SET PROBLEM →
"screenshot" appears in how many lines of the entries? State only the number.

* start INFORMATION GIVEN *

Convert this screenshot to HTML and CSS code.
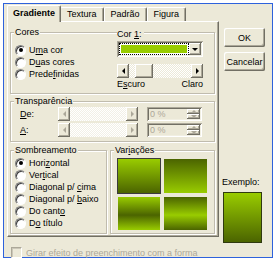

* end INFORMATION GIVEN *
* start INFORMATION GIVEN *

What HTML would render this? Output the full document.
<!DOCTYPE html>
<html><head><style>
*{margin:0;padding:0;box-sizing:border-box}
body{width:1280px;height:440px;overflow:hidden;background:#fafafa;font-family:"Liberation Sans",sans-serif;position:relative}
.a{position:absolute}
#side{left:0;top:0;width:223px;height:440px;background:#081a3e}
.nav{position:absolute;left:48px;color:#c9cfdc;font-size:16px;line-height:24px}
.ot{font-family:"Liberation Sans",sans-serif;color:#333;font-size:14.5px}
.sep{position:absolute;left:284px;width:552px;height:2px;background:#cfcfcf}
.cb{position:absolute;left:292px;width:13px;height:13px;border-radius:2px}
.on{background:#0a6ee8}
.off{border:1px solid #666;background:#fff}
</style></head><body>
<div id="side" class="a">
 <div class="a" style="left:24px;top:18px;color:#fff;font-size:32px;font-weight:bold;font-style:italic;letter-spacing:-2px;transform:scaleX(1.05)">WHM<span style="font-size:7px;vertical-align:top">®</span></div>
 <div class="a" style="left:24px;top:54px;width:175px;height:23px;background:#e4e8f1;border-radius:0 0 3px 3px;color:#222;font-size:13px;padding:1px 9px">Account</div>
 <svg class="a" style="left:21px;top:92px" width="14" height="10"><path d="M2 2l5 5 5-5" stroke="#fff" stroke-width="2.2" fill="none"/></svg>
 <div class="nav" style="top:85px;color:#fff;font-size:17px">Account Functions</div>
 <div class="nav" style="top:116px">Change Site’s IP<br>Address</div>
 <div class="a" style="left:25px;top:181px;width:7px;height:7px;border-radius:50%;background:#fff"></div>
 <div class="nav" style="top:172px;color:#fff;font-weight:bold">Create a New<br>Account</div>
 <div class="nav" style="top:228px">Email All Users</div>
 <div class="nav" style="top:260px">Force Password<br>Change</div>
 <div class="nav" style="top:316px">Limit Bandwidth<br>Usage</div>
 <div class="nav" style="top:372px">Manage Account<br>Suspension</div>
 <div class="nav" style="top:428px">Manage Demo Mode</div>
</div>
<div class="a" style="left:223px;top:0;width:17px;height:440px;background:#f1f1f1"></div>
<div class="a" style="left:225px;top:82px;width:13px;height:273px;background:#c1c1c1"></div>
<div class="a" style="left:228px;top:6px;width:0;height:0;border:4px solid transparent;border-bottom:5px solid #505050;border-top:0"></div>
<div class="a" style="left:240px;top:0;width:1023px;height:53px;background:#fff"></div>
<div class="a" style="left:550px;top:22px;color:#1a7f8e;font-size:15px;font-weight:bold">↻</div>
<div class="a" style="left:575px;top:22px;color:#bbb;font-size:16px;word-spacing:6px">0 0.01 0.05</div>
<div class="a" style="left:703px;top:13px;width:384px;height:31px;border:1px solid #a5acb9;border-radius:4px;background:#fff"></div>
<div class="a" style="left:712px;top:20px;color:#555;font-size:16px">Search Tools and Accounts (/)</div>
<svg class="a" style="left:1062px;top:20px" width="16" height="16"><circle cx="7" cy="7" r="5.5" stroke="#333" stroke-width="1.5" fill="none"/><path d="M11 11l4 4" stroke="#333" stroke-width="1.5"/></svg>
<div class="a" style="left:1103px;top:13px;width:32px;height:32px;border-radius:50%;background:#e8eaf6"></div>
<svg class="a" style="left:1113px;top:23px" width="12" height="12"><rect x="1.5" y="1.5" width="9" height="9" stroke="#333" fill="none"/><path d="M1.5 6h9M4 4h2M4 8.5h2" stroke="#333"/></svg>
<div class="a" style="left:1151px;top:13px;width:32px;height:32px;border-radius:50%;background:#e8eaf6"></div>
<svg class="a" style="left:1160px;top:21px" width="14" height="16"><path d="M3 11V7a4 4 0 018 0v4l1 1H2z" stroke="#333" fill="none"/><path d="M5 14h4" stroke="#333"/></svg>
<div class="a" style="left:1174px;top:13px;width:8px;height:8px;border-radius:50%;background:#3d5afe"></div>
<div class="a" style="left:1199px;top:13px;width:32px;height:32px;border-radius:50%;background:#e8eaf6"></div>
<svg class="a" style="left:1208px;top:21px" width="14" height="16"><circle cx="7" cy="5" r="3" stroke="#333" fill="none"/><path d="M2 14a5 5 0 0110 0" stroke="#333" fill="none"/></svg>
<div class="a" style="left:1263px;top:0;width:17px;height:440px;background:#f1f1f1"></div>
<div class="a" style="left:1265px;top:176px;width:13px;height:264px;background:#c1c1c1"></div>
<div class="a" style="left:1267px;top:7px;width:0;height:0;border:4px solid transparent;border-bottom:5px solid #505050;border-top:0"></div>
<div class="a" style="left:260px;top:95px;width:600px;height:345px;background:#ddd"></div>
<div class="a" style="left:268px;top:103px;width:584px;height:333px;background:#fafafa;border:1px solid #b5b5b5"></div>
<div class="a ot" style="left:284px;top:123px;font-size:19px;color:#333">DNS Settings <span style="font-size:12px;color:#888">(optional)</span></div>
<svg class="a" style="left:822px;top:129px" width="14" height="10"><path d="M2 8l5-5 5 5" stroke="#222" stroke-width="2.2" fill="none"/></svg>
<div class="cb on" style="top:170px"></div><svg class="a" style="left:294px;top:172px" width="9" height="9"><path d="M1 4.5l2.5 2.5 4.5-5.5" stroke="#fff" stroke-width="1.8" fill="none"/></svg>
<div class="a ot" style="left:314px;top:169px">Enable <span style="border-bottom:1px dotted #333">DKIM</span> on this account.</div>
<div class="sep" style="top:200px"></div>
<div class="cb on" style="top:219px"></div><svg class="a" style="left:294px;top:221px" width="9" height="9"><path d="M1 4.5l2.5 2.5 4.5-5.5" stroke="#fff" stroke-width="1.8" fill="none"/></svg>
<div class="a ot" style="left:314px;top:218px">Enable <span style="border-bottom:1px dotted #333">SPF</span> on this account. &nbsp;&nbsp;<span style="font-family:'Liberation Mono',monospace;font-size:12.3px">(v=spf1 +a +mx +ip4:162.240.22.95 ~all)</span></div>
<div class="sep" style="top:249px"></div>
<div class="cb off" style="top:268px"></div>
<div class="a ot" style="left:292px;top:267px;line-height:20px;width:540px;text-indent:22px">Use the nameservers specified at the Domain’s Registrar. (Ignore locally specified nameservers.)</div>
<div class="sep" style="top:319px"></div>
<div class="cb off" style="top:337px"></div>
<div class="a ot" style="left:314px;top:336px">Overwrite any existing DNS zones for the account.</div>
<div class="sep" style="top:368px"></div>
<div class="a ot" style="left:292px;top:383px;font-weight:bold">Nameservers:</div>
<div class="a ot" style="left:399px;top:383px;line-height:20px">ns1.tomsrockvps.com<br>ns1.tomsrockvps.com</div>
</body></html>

* end INFORMATION GIVEN *
* start INFORMATION GIVEN *

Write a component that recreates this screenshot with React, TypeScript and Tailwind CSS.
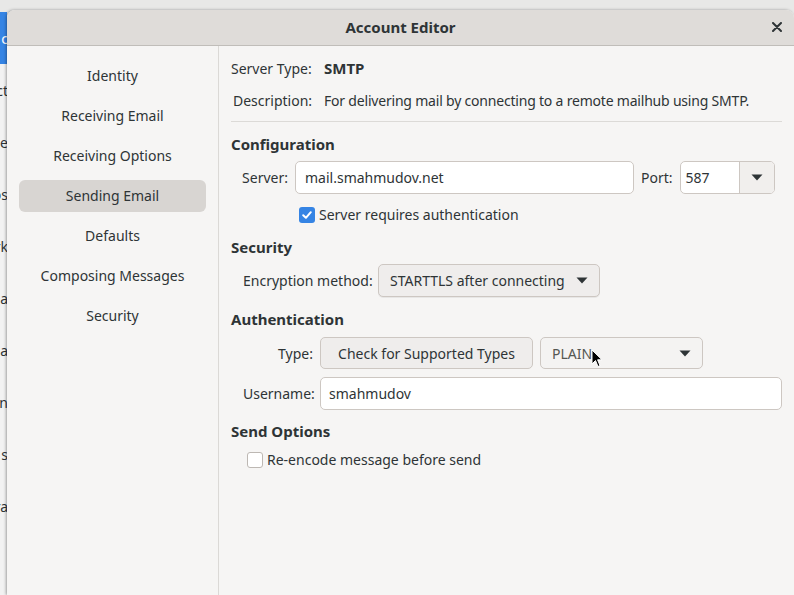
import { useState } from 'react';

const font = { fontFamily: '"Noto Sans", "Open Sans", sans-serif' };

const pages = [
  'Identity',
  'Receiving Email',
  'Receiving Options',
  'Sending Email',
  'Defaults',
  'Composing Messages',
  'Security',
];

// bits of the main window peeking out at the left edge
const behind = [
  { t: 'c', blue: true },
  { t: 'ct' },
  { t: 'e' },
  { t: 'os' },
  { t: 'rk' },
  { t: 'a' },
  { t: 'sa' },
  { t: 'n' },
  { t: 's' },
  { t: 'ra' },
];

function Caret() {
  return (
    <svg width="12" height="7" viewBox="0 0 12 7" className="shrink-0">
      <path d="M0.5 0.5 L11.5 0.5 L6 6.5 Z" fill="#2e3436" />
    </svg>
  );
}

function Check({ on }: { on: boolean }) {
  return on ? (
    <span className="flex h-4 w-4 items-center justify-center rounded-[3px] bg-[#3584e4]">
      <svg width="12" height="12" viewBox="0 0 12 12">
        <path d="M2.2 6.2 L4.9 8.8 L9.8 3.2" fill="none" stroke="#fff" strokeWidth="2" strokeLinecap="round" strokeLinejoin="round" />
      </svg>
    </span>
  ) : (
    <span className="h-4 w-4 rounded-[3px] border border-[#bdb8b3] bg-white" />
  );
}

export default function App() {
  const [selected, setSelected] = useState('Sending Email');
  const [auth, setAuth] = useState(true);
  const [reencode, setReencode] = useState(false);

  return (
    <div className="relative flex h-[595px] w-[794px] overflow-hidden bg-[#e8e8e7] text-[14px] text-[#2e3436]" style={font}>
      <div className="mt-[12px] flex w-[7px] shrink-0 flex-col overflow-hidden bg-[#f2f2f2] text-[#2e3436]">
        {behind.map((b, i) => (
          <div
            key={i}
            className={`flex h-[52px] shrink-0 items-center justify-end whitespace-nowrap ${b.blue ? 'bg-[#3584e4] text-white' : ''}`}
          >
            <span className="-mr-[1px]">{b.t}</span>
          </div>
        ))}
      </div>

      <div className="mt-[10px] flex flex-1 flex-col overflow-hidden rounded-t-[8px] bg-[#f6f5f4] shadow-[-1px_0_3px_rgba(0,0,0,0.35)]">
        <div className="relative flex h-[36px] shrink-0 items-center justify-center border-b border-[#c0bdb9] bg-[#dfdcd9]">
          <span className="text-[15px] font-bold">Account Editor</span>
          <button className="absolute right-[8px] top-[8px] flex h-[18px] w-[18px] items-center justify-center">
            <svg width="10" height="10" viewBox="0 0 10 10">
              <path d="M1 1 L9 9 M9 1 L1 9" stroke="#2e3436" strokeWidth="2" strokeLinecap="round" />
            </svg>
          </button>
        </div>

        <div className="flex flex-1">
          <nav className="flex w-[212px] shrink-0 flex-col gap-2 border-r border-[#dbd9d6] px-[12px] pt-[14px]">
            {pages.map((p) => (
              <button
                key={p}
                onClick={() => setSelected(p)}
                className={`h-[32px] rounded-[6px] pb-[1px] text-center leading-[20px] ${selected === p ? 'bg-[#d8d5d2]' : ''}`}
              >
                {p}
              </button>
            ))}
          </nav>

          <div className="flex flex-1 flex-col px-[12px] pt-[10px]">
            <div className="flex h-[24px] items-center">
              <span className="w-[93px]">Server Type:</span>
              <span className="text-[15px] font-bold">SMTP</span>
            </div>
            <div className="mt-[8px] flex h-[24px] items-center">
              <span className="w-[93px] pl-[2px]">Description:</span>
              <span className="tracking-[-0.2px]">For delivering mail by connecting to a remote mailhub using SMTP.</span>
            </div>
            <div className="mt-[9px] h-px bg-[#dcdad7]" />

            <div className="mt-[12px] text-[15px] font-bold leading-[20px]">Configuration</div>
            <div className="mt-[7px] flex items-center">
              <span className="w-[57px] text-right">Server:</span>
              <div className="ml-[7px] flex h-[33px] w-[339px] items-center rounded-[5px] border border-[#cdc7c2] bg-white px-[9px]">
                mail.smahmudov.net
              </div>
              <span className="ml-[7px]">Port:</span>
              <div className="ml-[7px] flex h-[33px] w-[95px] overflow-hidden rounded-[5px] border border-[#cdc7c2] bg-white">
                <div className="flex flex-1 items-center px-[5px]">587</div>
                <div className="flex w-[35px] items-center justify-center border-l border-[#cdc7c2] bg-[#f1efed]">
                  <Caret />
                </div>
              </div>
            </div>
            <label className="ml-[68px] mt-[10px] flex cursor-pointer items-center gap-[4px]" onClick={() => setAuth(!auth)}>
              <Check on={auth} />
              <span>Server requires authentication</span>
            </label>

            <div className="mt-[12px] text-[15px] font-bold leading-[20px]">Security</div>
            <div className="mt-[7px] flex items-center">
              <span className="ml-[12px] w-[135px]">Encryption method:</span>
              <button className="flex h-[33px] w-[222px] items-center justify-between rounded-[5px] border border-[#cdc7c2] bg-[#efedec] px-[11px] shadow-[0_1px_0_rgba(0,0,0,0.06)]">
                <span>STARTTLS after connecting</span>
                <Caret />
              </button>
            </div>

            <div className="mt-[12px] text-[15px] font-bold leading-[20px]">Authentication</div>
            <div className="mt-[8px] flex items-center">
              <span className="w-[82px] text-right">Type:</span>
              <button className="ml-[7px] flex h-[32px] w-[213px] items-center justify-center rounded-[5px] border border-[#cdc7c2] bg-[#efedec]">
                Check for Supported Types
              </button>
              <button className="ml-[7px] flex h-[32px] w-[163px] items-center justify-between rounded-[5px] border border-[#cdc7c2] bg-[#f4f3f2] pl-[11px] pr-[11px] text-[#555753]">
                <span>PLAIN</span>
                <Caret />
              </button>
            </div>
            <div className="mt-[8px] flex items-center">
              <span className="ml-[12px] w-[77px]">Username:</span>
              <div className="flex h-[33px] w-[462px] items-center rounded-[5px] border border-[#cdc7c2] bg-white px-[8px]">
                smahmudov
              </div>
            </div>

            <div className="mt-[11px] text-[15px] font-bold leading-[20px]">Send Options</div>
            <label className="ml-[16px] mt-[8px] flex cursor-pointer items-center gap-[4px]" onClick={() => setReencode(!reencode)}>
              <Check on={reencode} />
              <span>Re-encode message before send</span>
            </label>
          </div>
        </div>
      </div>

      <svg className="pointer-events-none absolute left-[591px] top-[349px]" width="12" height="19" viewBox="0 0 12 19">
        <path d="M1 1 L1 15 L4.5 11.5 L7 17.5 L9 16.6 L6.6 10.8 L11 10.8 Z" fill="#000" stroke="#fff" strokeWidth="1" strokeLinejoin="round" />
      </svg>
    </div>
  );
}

* end INFORMATION GIVEN *

WRITTEN SOLUTION →
2